When Saguliu was young, he moved among different tribes working as a plumber. He deeply felt the powerlessness of the tribes in being transplanted and lost in preserving their traditional culture. He began to do field investigations and interviewed elders in order to share their wisdom with the tribal villages. He systematically collected and organized the results of his work in manuscripts and pictures. He recorded the cultural implications of ancient pottery and traditional ceremonies such as weddings in Paiwan. He wanted to express the fading tribal skills and recover the disappearing memory of the tribes.
When he was 24, he set up a studio and taught young artists how to preserve and recover traditional skills. He cultivated young artists to use different material to sculpt and create. Later, he started to research and tried to rebuild cultural symbols and retain the design spirit of slate houses. Before he turned 30 years old, he reformed the tribal education system by establishing the "Tavadran Tribe Classrooms". Through these classrooms he sought to boost the education of younger generations, and initiated the movements "Return of Indigenous Elites ", "Indigenous Name Recovery" and "Return My Surname".
Sakuliu’s work rediscovering and revitalizing traditional culture can also be seen in his creations. In 2018, he won the National Literature and Art Award—the first indigenous artist to receive the honor.
In order to fully expand the network of the Taiwan Pavilion in this highly competitive international art venue, the Taipei Fine Arts Museum and Sakuliu commissioned Patrice Flores to plan the exhibition. Flores is a curator who has long studied Asian contemporary art and Austronesian cultural studies.
Taiwan: A place of extraordinary creativity
Photo by Sakuliu Pavavaljung. Courtesy of the artist
Sakuliu Pavavaljung, Borderlands: A Memory of Light, Sakuliu Solo Exhibition, 1995.
A professor in the Department of Art Studies at the University of the Philippines and a curator at the Vargas Museum of Manila, Flores was curator of the Philippine National Pavilion at the 2015 Venice Biennale, art director of the Singapore Biennale in 2019, and a guest scholar of the Getty Research Institute in Los Angeles. He was also a visiting researcher at the National Gallery of Art in Washington, D.C., a member of the Asian Art Association under the Guggenheim Museum, and an advisory committee member of the ZKM Center for Art and Media Karlsruhe in Germany. With his wealth of experience and international connections, he can connect the Taiwan Pavilion to global art circles.
About this collaboration, Flores said, “Saguliu’s creation comes from a unique place in a country of extraordinary creativity: Taiwan. It is rooted in and nourishes the life of the indigenous Paiwan tribe. There is a dynamic interrelationship between him and a rapidly changing society.”
“Sakuliu stands at this turning point and strives to transform the character of this place and build a bridge to modern society. With his considerable knowledge, he expresses ancient mythology, tribal intrigues, and holistic cosmology through his art, which includes painting, photography and animation.”

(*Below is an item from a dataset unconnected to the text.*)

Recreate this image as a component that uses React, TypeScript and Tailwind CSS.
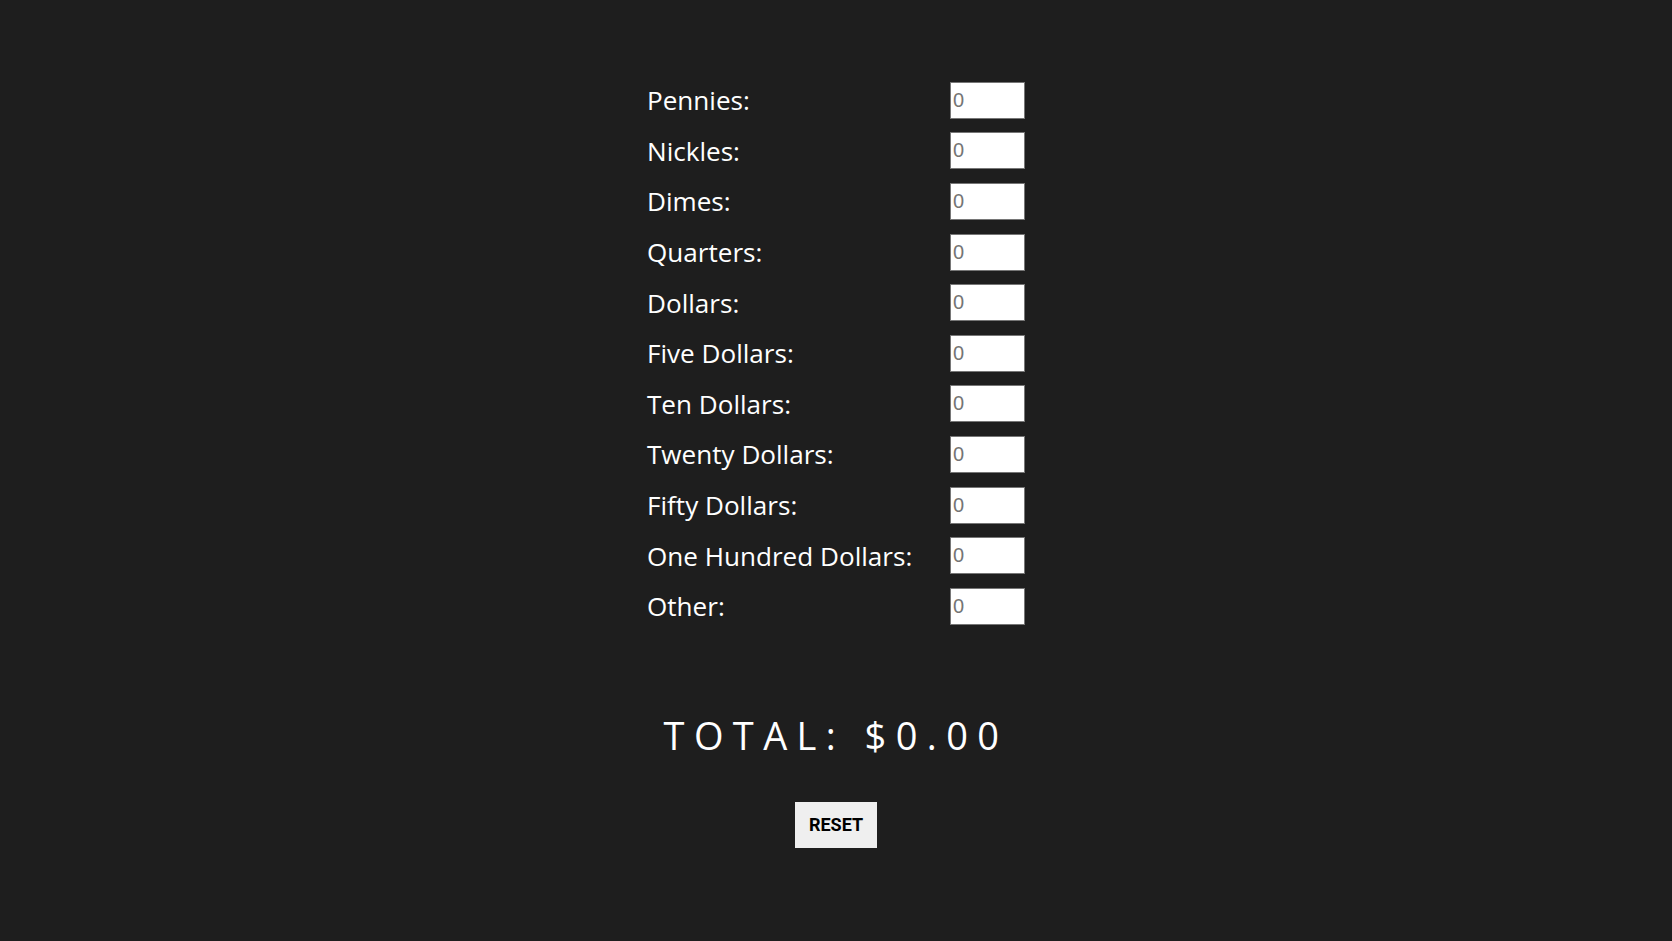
import React, { useState } from "react";

const LABELS = [
  "Pennies:",
  "Nickles:",
  "Dimes:",
  "Quarters:",
  "Dollars:",
  "Five Dollars:",
  "Ten Dollars:",
  "Twenty Dollars:",
  "Fifty Dollars:",
  "One Hundred Dollars:",
  "Other:",
];

export default function App() {
  const [vals, setVals] = useState<string[]>(LABELS.map(() => ""));
  return (
    <div className="min-h-screen bg-[#1e1e1e] flex flex-col items-center pt-[75px] font-['Open_Sans',sans-serif]">
      <div className="flex flex-col w-[378px]">
        {LABELS.map((l, i) => (
          <div key={l} className="flex items-center h-[50.6px]">
            <label className="w-[303px] text-[26.1px] leading-none text-white whitespace-nowrap">
              {l}
            </label>
            <input
              type="text"
              placeholder="0"
              value={vals[i]}
              onChange={(e) => {
                const v = [...vals];
                v[i] = e.target.value;
                setVals(v);
              }}
              className="w-[75px] h-[37px] bg-white border border-[#767676] px-[2px] text-[20px] text-black font-['Liberation_Sans',Arial,sans-serif] placeholder:text-[#757575] outline-none"
            />
          </div>
        ))}
      </div>
      <div className="mt-[75px] text-[38px] leading-[1.5] text-white tracking-[9.4px]">
        TOTAL: $0.00
      </div>
      <button className="mt-[38px] bg-[#efefef] px-[14px] h-[46px] text-[18px] font-bold text-black font-['Roboto',sans-serif]">
        RESET
      </button>
    </div>
  );
}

“On the other hand, he has revealed the wisdom of artistic intervention through carving, environmental construction, installation and cultural work. I am honored to be planning the exhibition of Saguliu for the Taiwan Pavilion at the Venice Biennale in 2021.”
“I am deeply interested in his complex artistic language and his in-depth construction in the Sandimen community in Pingtung County in Taiwan. I was born in the Philippines. With my Southeast Asian background, I am eager to include his community and my hometown to show the context of the South Island culture. I also would like to engage in a discussion about the meaning of the ‘contemporary’ or the ‘local’.”